§ STATED PROBLEM
Make an exact copy of the data below, leaving out every picture.

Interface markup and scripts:
* * *

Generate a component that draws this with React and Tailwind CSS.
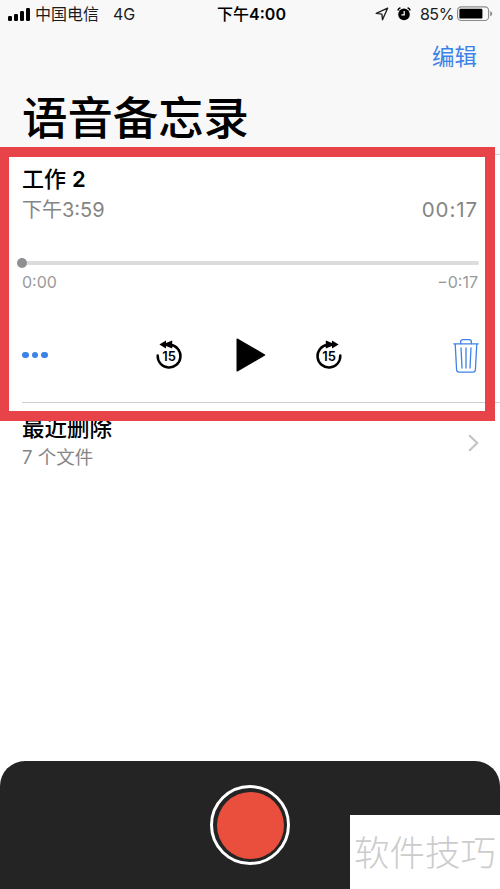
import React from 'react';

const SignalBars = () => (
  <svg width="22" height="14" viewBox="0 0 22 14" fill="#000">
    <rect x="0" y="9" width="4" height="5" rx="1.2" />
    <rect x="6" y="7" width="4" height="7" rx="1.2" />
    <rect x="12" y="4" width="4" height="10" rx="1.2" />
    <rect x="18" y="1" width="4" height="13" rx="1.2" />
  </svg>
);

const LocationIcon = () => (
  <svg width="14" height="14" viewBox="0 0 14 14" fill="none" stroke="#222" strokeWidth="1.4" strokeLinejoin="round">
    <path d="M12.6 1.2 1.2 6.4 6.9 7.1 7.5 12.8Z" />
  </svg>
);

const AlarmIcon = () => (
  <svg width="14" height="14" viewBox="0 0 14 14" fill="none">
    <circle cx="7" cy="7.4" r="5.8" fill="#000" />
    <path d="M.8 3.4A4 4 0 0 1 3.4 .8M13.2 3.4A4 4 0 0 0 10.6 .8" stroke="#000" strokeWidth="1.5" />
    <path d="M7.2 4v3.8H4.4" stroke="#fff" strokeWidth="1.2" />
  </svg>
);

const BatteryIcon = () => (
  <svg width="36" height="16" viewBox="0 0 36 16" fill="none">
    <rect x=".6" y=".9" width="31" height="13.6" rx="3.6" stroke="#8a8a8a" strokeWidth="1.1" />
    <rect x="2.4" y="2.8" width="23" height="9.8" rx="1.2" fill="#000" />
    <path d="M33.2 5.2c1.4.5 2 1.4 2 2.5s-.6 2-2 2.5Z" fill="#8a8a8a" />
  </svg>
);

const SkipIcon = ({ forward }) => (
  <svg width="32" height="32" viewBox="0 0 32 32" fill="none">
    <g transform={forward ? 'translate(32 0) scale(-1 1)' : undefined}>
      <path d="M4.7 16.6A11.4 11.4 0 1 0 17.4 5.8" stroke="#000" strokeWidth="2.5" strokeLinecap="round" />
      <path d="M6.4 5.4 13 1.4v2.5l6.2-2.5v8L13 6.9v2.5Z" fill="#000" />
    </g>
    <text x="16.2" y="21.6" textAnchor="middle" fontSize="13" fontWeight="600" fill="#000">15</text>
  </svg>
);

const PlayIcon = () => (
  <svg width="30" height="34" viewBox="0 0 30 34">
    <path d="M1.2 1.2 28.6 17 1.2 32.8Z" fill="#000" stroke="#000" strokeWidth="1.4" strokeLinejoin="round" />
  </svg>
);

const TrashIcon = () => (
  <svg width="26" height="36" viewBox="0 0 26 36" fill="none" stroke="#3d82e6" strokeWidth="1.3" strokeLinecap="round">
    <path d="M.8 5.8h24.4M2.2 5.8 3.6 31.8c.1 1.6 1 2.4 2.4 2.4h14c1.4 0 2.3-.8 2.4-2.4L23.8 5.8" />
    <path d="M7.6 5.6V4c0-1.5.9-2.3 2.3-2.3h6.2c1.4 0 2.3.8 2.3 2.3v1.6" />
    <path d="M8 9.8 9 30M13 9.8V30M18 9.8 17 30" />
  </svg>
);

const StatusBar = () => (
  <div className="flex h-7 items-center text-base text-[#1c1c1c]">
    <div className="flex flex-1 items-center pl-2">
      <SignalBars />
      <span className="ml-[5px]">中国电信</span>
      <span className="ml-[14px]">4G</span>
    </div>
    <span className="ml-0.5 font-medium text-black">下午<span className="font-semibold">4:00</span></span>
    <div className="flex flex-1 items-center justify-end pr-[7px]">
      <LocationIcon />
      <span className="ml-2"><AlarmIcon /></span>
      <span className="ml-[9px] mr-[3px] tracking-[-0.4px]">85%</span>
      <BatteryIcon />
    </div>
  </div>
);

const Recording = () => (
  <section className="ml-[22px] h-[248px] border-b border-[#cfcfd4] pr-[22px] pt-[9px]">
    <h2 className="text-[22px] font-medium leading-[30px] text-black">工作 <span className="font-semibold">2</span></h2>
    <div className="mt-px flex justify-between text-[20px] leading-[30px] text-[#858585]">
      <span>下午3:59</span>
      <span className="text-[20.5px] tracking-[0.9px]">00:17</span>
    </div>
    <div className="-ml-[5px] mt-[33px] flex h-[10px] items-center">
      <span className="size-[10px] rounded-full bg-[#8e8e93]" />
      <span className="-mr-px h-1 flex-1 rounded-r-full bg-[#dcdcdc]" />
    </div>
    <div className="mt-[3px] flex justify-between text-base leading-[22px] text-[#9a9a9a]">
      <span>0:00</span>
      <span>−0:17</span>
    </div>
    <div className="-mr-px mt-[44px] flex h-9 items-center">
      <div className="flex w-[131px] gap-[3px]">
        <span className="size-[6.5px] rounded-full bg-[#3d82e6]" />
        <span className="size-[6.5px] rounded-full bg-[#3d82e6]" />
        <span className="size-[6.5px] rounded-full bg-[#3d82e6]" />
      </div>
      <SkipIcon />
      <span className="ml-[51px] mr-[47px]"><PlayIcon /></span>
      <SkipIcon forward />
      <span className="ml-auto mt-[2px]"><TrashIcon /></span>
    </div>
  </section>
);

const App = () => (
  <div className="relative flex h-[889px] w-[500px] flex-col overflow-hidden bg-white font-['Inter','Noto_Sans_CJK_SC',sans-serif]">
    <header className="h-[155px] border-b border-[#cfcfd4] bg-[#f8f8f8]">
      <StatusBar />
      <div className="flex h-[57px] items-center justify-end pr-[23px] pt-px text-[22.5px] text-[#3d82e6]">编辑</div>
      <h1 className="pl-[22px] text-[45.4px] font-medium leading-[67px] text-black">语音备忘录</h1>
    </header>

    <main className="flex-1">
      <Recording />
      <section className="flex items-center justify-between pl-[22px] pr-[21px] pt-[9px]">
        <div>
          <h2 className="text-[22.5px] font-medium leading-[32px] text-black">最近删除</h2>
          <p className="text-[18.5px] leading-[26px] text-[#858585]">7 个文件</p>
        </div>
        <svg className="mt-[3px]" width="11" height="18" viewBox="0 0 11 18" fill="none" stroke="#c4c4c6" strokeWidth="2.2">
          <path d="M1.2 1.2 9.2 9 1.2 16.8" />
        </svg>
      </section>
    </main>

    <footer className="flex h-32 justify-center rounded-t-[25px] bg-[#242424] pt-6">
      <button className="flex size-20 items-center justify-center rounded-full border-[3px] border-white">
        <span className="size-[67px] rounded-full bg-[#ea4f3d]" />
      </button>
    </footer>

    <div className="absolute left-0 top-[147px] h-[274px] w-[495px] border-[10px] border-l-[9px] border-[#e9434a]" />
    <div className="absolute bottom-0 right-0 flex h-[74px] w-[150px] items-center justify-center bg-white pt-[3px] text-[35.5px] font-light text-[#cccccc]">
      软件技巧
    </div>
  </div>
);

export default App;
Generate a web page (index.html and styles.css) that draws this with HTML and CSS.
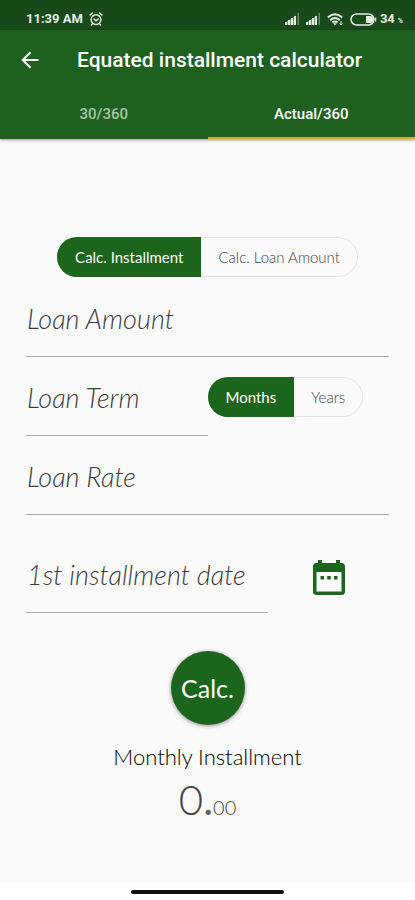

* * *

§ ANSWER TO THE PROBLEM
Generate a component that draws this with React and Tailwind CSS.
import React from 'react';

const SignalBars = () => (
  <svg width="22" height="14" viewBox="0 0 22 14" fill="#000">
    <rect x="0" y="9" width="4" height="5" rx="1.2" />
    <rect x="6" y="7" width="4" height="7" rx="1.2" />
    <rect x="12" y="4" width="4" height="10" rx="1.2" />
    <rect x="18" y="1" width="4" height="13" rx="1.2" />
  </svg>
);

const LocationIcon = () => (
  <svg width="14" height="14" viewBox="0 0 14 14" fill="none" stroke="#222" strokeWidth="1.4" strokeLinejoin="round">
    <path d="M12.6 1.2 1.2 6.4 6.9 7.1 7.5 12.8Z" />
  </svg>
);

const AlarmIcon = () => (
  <svg width="14" height="14" viewBox="0 0 14 14" fill="none">
    <circle cx="7" cy="7.4" r="5.8" fill="#000" />
    <path d="M.8 3.4A4 4 0 0 1 3.4 .8M13.2 3.4A4 4 0 0 0 10.6 .8" stroke="#000" strokeWidth="1.5" />
    <path d="M7.2 4v3.8H4.4" stroke="#fff" strokeWidth="1.2" />
  </svg>
);

const BatteryIcon = () => (
  <svg width="36" height="16" viewBox="0 0 36 16" fill="none">
    <rect x=".6" y=".9" width="31" height="13.6" rx="3.6" stroke="#8a8a8a" strokeWidth="1.1" />
    <rect x="2.4" y="2.8" width="23" height="9.8" rx="1.2" fill="#000" />
    <path d="M33.2 5.2c1.4.5 2 1.4 2 2.5s-.6 2-2 2.5Z" fill="#8a8a8a" />
  </svg>
);

const SkipIcon = ({ forward }) => (
  <svg width="32" height="32" viewBox="0 0 32 32" fill="none">
    <g transform={forward ? 'translate(32 0) scale(-1 1)' : undefined}>
      <path d="M4.7 16.6A11.4 11.4 0 1 0 17.4 5.8" stroke="#000" strokeWidth="2.5" strokeLinecap="round" />
      <path d="M6.4 5.4 13 1.4v2.5l6.2-2.5v8L13 6.9v2.5Z" fill="#000" />
    </g>
    <text x="16.2" y="21.6" textAnchor="middle" fontSize="13" fontWeight="600" fill="#000">15</text>
  </svg>
);

const PlayIcon = () => (
  <svg width="30" height="34" viewBox="0 0 30 34">
    <path d="M1.2 1.2 28.6 17 1.2 32.8Z" fill="#000" stroke="#000" strokeWidth="1.4" strokeLinejoin="round" />
  </svg>
);

const TrashIcon = () => (
  <svg width="26" height="36" viewBox="0 0 26 36" fill="none" stroke="#3d82e6" strokeWidth="1.3" strokeLinecap="round">
    <path d="M.8 5.8h24.4M2.2 5.8 3.6 31.8c.1 1.6 1 2.4 2.4 2.4h14c1.4 0 2.3-.8 2.4-2.4L23.8 5.8" />
    <path d="M7.6 5.6V4c0-1.5.9-2.3 2.3-2.3h6.2c1.4 0 2.3.8 2.3 2.3v1.6" />
    <path d="M8 9.8 9 30M13 9.8V30M18 9.8 17 30" />
  </svg>
);

const StatusBar = () => (
  <div className="flex h-7 items-center text-base text-[#1c1c1c]">
    <div className="flex flex-1 items-center pl-2">
      <SignalBars />
      <span className="ml-[5px]">中国电信</span>
      <span className="ml-[14px]">4G</span>
    </div>
    <span className="ml-0.5 font-medium text-black">下午<span className="font-semibold">4:00</span></span>
    <div className="flex flex-1 items-center justify-end pr-[7px]">
      <LocationIcon />
      <span className="ml-2"><AlarmIcon /></span>
      <span className="ml-[9px] mr-[3px] tracking-[-0.4px]">85%</span>
      <BatteryIcon />
    </div>
  </div>
);

const Recording = () => (
  <section className="ml-[22px] h-[248px] border-b border-[#cfcfd4] pr-[22px] pt-[9px]">
    <h2 className="text-[22px] font-medium leading-[30px] text-black">工作 <span className="font-semibold">2</span></h2>
    <div className="mt-px flex justify-between text-[20px] leading-[30px] text-[#858585]">
      <span>下午3:59</span>
      <span className="text-[20.5px] tracking-[0.9px]">00:17</span>
    </div>
    <div className="-ml-[5px] mt-[33px] flex h-[10px] items-center">
      <span className="size-[10px] rounded-full bg-[#8e8e93]" />
      <span className="-mr-px h-1 flex-1 rounded-r-full bg-[#dcdcdc]" />
    </div>
    <div className="mt-[3px] flex justify-between text-base leading-[22px] text-[#9a9a9a]">
      <span>0:00</span>
      <span>−0:17</span>
    </div>
    <div className="-mr-px mt-[44px] flex h-9 items-center">
      <div className="flex w-[131px] gap-[3px]">
        <span className="size-[6.5px] rounded-full bg-[#3d82e6]" />
        <span className="size-[6.5px] rounded-full bg-[#3d82e6]" />
        <span className="size-[6.5px] rounded-full bg-[#3d82e6]" />
      </div>
      <SkipIcon />
      <span className="ml-[51px] mr-[47px]"><PlayIcon /></span>
      <SkipIcon forward />
      <span className="ml-auto mt-[2px]"><TrashIcon /></span>
    </div>
  </section>
);

const App = () => (
  <div className="relative flex h-[889px] w-[500px] flex-col overflow-hidden bg-white font-['Inter','Noto_Sans_CJK_SC',sans-serif]">
    <header className="h-[155px] border-b border-[#cfcfd4] bg-[#f8f8f8]">
      <StatusBar />
      <div className="flex h-[57px] items-center justify-end pr-[23px] pt-px text-[22.5px] text-[#3d82e6]">编辑</div>
      <h1 className="pl-[22px] text-[45.4px] font-medium leading-[67px] text-black">语音备忘录</h1>
    </header>

    <main className="flex-1">
      <Recording />
      <section className="flex items-center justify-between pl-[22px] pr-[21px] pt-[9px]">
        <div>
          <h2 className="text-[22.5px] font-medium leading-[32px] text-black">最近删除</h2>
          <p className="text-[18.5px] leading-[26px] text-[#858585]">7 个文件</p>
        </div>
        <svg className="mt-[3px]" width="11" height="18" viewBox="0 0 11 18" fill="none" stroke="#c4c4c6" strokeWidth="2.2">
          <path d="M1.2 1.2 9.2 9 1.2 16.8" />
        </svg>
      </section>
    </main>

    <footer className="flex h-32 justify-center rounded-t-[25px] bg-[#242424] pt-6">
      <button className="flex size-20 items-center justify-center rounded-full border-[3px] border-white">
        <span className="size-[67px] rounded-full bg-[#ea4f3d]" />
      </button>
    </footer>

    <div className="absolute left-0 top-[147px] h-[274px] w-[495px] border-[10px] border-l-[9px] border-[#e9434a]" />
    <div className="absolute bottom-0 right-0 flex h-[74px] w-[150px] items-center justify-center bg-white pt-[3px] text-[35.5px] font-light text-[#cccccc]">
      软件技巧
    </div>
  </div>
);

export default App;
Generate a web page (index.html and styles.css) that draws this with HTML and CSS.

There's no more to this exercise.